## EXERCISE TASK
Check every line below for the word "components" and show those that hold it.

(Data records)
_ _ _
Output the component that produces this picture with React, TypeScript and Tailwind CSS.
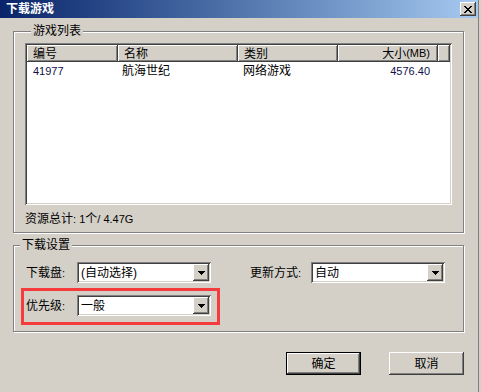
import React from "react";

const raised =
  "shadow-[inset_-1px_-1px_0_#404040,inset_1px_1px_0_#ffffff,inset_-2px_-2px_0_#808080]";
const sunken =
  "shadow-[inset_1px_1px_0_#808080,inset_-1px_-1px_0_#ffffff,inset_2px_2px_0_#404040,inset_-2px_-2px_0_#d4d0c8]";

function Arrow() {
  return (
    <svg width="7" height="4" viewBox="0 0 7 4" shapeRendering="crispEdges">
      <rect x="0" y="0" width="7" height="1" fill="#000" />
      <rect x="1" y="1" width="5" height="1" fill="#000" />
      <rect x="2" y="2" width="3" height="1" fill="#000" />
      <rect x="3" y="3" width="1" height="1" fill="#000" />
    </svg>
  );
}

function CloseX() {
  const px: [number, number][] = [];
  const rows = ["XX    XX", " XX  XX ", "  XXXX  ", "   XX   ", "  XXXX  ", " XX  XX ", "XX    XX"];
  rows.forEach((r, y) => r.split("").forEach((c, x) => c === "X" && px.push([x, y])));
  return (
    <svg width="8" height="7" viewBox="0 0 8 7" shapeRendering="crispEdges">
      {px.map(([x, y]) => (
        <rect key={`${x}-${y}`} x={x} y={y} width="1" height="1" fill="#000" />
      ))}
    </svg>
  );
}

function Combo({ children }: { children: React.ReactNode }) {
  return (
    <div className={`w-[134px] h-[21px] bg-white p-[2px] flex ${sunken}`}>
      <div className="flex-1 flex items-center pl-[2px] text-[12px] leading-none text-black">{children}</div>
      <div className={`w-[16px] h-[17px] bg-[#d4d0c8] flex items-center justify-center ${raised}`}>
        <Arrow />
      </div>
    </div>
  );
}

function HeaderCell({ w, children, right }: { w: string; children?: React.ReactNode; right?: boolean }) {
  return (
    <div
      className={`${w} h-[17px] bg-[#d4d0c8] flex items-center ${right ? "justify-end pr-[8px]" : "pl-[6px]"} ${raised}`}
    >
      {children}
    </div>
  );
}

export default function App() {
  return (
    <div className="w-[481px] h-[392px] bg-[#d4d0c8] flex font-['Liberation_Sans','Noto_Sans_CJK_SC',sans-serif] text-[12px] text-black overflow-hidden">
      <div className="w-[478px] flex flex-col">
        {/* Title bar */}
        <div className="h-[18px] w-[478px] flex items-center justify-between pl-[6px] pr-[2px] bg-gradient-to-r from-[#0a246a] to-[#a6caf0]">
          <span className="text-white font-bold text-[12px] leading-none">下载游戏</span>
          <div className={`w-[16px] h-[14px] bg-[#d4d0c8] flex items-center justify-center ${raised}`}>
            <CloseX />
          </div>
        </div>

        {/* Group 1 */}
        <fieldset className="mt-[6px] ml-[13px] w-[451px] border border-[#808080] shadow-[inset_1px_1px_0_#ffffff,1px_1px_0_#ffffff] pl-[11px] pt-[5px] pb-[6px]">
          <legend className="ml-[6px] px-[2px] bg-[#d4d0c8] leading-[14px]">游戏列表</legend>
          <div className={`w-[427px] h-[162px] bg-white p-[2px] flex flex-col ${sunken}`}>
            <div className="flex">
              <HeaderCell w="w-[91px]">编号</HeaderCell>
              <HeaderCell w="w-[120px]">名称</HeaderCell>
              <HeaderCell w="w-[100px]">类别</HeaderCell>
              <HeaderCell w="w-[100px]" right>
                大小<span className="text-[11px]">(MB)</span>
              </HeaderCell>
              <div className={`flex-1 h-[17px] bg-[#d4d0c8] ${raised}`} />
            </div>
            <div className="flex h-[16px] items-center mt-[1px]">
              <div className="w-[91px] pl-[6px] text-[11px] text-[#10104a]">41977</div>
              <div className="w-[120px] pl-[4px]">航海世纪</div>
              <div className="w-[100px] pl-[5px]">网络游戏</div>
              <div className="w-[100px] pr-[8px] text-right text-[11px] text-[#10104a]">4576.40</div>
            </div>
          </div>
          <div className="mt-[7px] leading-[14px]">
            资源总计<span className="text-[11px]">: 1</span>个<span className="text-[11px]">/ 4.47G</span>
          </div>
        </fieldset>

        {/* Group 2 */}
        <fieldset className="mt-[5px] ml-[13px] w-[451px] border border-[#808080] shadow-[inset_1px_1px_0_#ffffff,1px_1px_0_#ffffff] pt-[10px] pb-[6px]">
          <legend className="ml-[6px] px-[2px] bg-[#d4d0c8] leading-[14px]">下载设置</legend>
          <div className="flex items-center pl-[12px]">
            <div className="w-[51px]">
              下载盘<span className="text-[11px]">:</span>
            </div>
            <Combo>(自动选择)</Combo>
            <div className="w-[61px] ml-[39px]">
              更新方式<span className="text-[11px]">:</span>
            </div>
            <Combo>自动</Combo>
          </div>
          <div className="mt-[5px] ml-[7px] w-[199px] border-[3px] border-[#f53b3b] pl-[2px] pt-[4px] pb-[6px] flex items-center">
            <div className="w-[51px]">
              优先级<span className="text-[11px]">:</span>
            </div>
            <Combo>一般</Combo>
          </div>
        </fieldset>

        {/* Buttons */}
        <div className="mt-[20px] flex justify-end gap-[28px] pr-[14px]">
          <div className="w-[75px] h-[23px] border border-black">
            <div className={`w-full h-full flex items-center justify-center bg-[#d4d0c8] ${raised}`}>确定</div>
          </div>
          <div className={`w-[75px] h-[23px] flex items-center justify-center bg-[#d4d0c8] ${raised}`}>取消</div>
        </div>
      </div>
      <div className="w-[1px] h-full bg-[#808080]" />
      <div className="flex-1" />
    </div>
  );
}
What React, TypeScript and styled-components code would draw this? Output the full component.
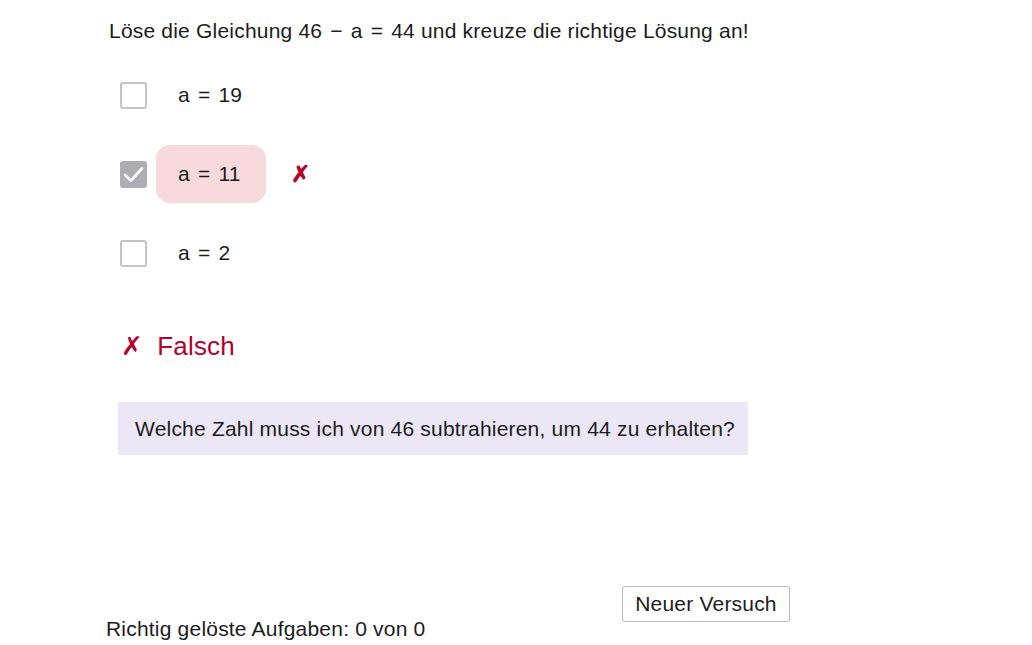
import React from "react";
import styled, { createGlobalStyle } from "styled-components";

const Global = createGlobalStyle`
  html, body { margin: 0; padding: 0; background: #fff; }
  body {
    font-family: "Liberation Sans", Arial, sans-serif;
    color: #1c1c1c;
    letter-spacing: 0.2px;
  }
`;

const Page = styled.div`
  width: 1032px;
  height: 645px;
  display: flex;
  flex-direction: column;
  padding: 17px 0 0 109px;
  box-sizing: border-box;
`;

const Prompt = styled.div`
  font-size: 21px;
  line-height: 28px;
`;

/* operators in the formulas get a little room, as typeset maths does */
const Op = styled.span`
  margin: 0 2px;
`;

const Formula = styled.span`
  white-space: pre;
`;

const Options = styled.div`
  display: flex;
  flex-direction: column;
  gap: 21px;
  margin-top: 21px;
  padding-left: 11px;
`;

const Row = styled.label`
  display: flex;
  align-items: center;
  height: 58px;
  font-size: 21px;
`;

const Box = styled.span<{ $checked?: boolean }>`
  width: 27px;
  height: 27px;
  box-sizing: border-box;
  border-radius: 3px;
  border: 2px solid ${(p) => (p.$checked ? "#aeadb3" : "#c4c4c6")};
  background: ${(p) => (p.$checked ? "#aeadb3" : "#fff")};
  display: flex;
  align-items: center;
  justify-content: center;
  flex-shrink: 0;
`;

const Label = styled.span<{ $wrong?: boolean }>`
  margin-left: 9px;
  height: 58px;
  padding: 0 25px 0 22px;
  display: flex;
  align-items: center;
  border-radius: 14px;
  background: ${(p) => (p.$wrong ? "#f8d9dc" : "transparent")};
`;

const Mark = styled.span`
  color: #b3002d;
  font-size: 23px;
  font-weight: bold;
  margin-left: 25px;
`;

const Verdict = styled.div`
  margin-top: 49px;
  margin-left: 12px;
  color: #b3002d;
  font-size: 26px;
  line-height: 30px;
  display: flex;
  align-items: center;
  gap: 14px;
`;

const Hint = styled.div`
  margin-top: 41px;
  margin-left: 9px;
  width: 630px;
  height: 53px;
  box-sizing: border-box;
  background: #ebe7f6;
  padding-left: 17px;
  display: flex;
  align-items: center;
  font-size: 21px;
`;

const Footer = styled.div`
  margin-top: auto;
  margin-left: -3px;
  width: 684px;
  height: 59px;
  display: flex;
  align-items: flex-end;
  justify-content: space-between;
  padding-bottom: 4px;
  box-sizing: border-box;
`;

const Score = styled.div`
  font-size: 21px;
`;

const Button = styled.button`
  align-self: flex-start;
  font-family: inherit;
  letter-spacing: inherit;
  font-size: 21px;
  color: #1c1c1c;
  background: #fff;
  border: 1px solid #b9b9b9;
  border-radius: 3px;
  height: 36px;
  width: 168px;
  padding: 0;
`;

const Check = () => (
  <svg width="21" height="17" viewBox="0 0 21 17">
    <path d="M2 9 L8 14.5 L19 2.5" fill="none" stroke="#fff" strokeWidth="2.6" strokeLinecap="round" strokeLinejoin="round" />
  </svg>
);

const Eq = ({ value }: { value: string }) => (
  <Formula>
    {"a "}
    <Op>=</Op>
    {" " + value}
  </Formula>
);

export default function App() {
  return (
    <>
      <Global />
      <Page>
        <Prompt>
          Löse die Gleichung 46 <Op>−</Op> a <Op>=</Op> 44 und kreuze die richtige Lösung an!
        </Prompt>
        <Options>
          <Row>
            <Box />
            <Label>
              <Eq value="19" />
            </Label>
          </Row>
          <Row>
            <Box $checked>
              <Check />
            </Box>
            <Label $wrong>
              <Eq value="11" />
            </Label>
            <Mark>✗</Mark>
          </Row>
          <Row>
            <Box />
            <Label>
              <Eq value="2" />
            </Label>
          </Row>
        </Options>
        <Verdict>
          <span>✗</span>
          <span>Falsch</span>
        </Verdict>
        <Hint>Welche Zahl muss ich von 46 subtrahieren, um 44 zu erhalten?</Hint>
        <Footer>
          <Score>Richtig gelöste Aufgaben: 0 von 0</Score>
          <Button>Neuer Versuch</Button>
        </Footer>
      </Page>
    </>
  );
}
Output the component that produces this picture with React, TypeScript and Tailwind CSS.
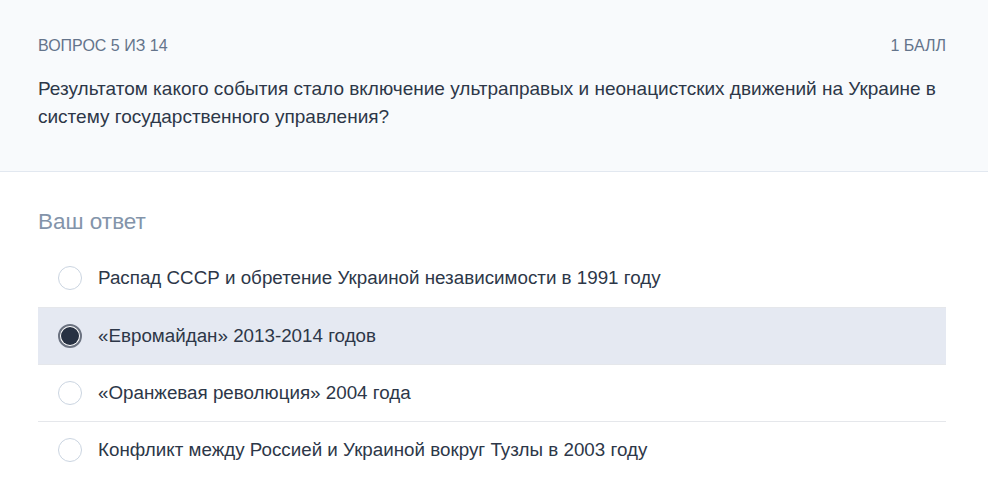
const options = [
  'Распад СССР и обретение Украиной независимости в 1991 году',
  '«Евромайдан» 2013-2014 годов',
  '«Оранжевая революция» 2004 года',
  'Конфликт между Россией и Украиной вокруг Тузлы в 2003 году',
];

function Radio({ checked }: { checked: boolean }) {
  if (checked) {
    return (
      <span className="flex h-6 w-6 shrink-0 items-center justify-center rounded-full border-2 border-[#6b7280] bg-white">
        <span className="h-[18px] w-[18px] rounded-full bg-[#273142]" />
      </span>
    );
  }
  return <span className="h-6 w-6 shrink-0 rounded-full border border-[#cbd5e1] bg-white" />;
}

export default function App() {
  const selected = 1;
  return (
    <div className="min-h-[477px] w-full bg-white font-['Liberation_Sans',Arial,sans-serif] text-[#2d3748]">
      <div className="border-b border-[#e2e8f0] bg-[#f8fafc] px-[38px] pt-[34px] pb-[40px]">
        <div className="flex items-center justify-between text-[16px] uppercase text-[#64748b]">
          <span>Вопрос 5 из 14</span>
          <span className="mr-[4px]">1 балл</span>
        </div>
        <p className="mt-[17px] text-[19px] leading-[28px] text-[#2d3748]">
          Результатом какого события стало включение ультраправых и неонацистских движений на Украине в
          систему государственного управления?
        </p>
      </div>
      <div className="px-[38px] pt-[33px]">
        <h2 className="text-[22.5px] text-[#8394aa]">Ваш ответ</h2>
        <div className="mt-[11px] mr-[4px]">
          {options.map((o, i) => (
            <div
              key={o}
              className={
                'flex h-[57px] items-center gap-[16px] px-[20px] text-[18.8px] ' +
                (i === selected ? 'bg-[#e5e9f2] ' : '') +
                (i > 0 ? 'border-t border-[#e5e7eb]' : '')
              }
            >
              <Radio checked={i === selected} />
              <span>{o}</span>
            </div>
          ))}
        </div>
      </div>
    </div>
  );
}
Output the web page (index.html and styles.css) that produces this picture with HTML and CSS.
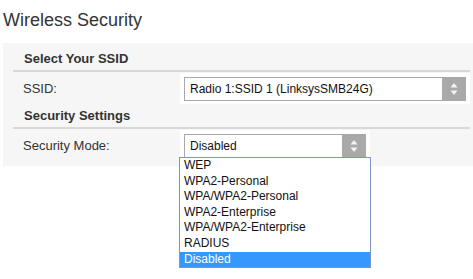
_ _ _
## OUTPUT BELOW
What React, TypeScript and styled-components code would draw this? Output the full component.
import styled, { createGlobalStyle } from "styled-components";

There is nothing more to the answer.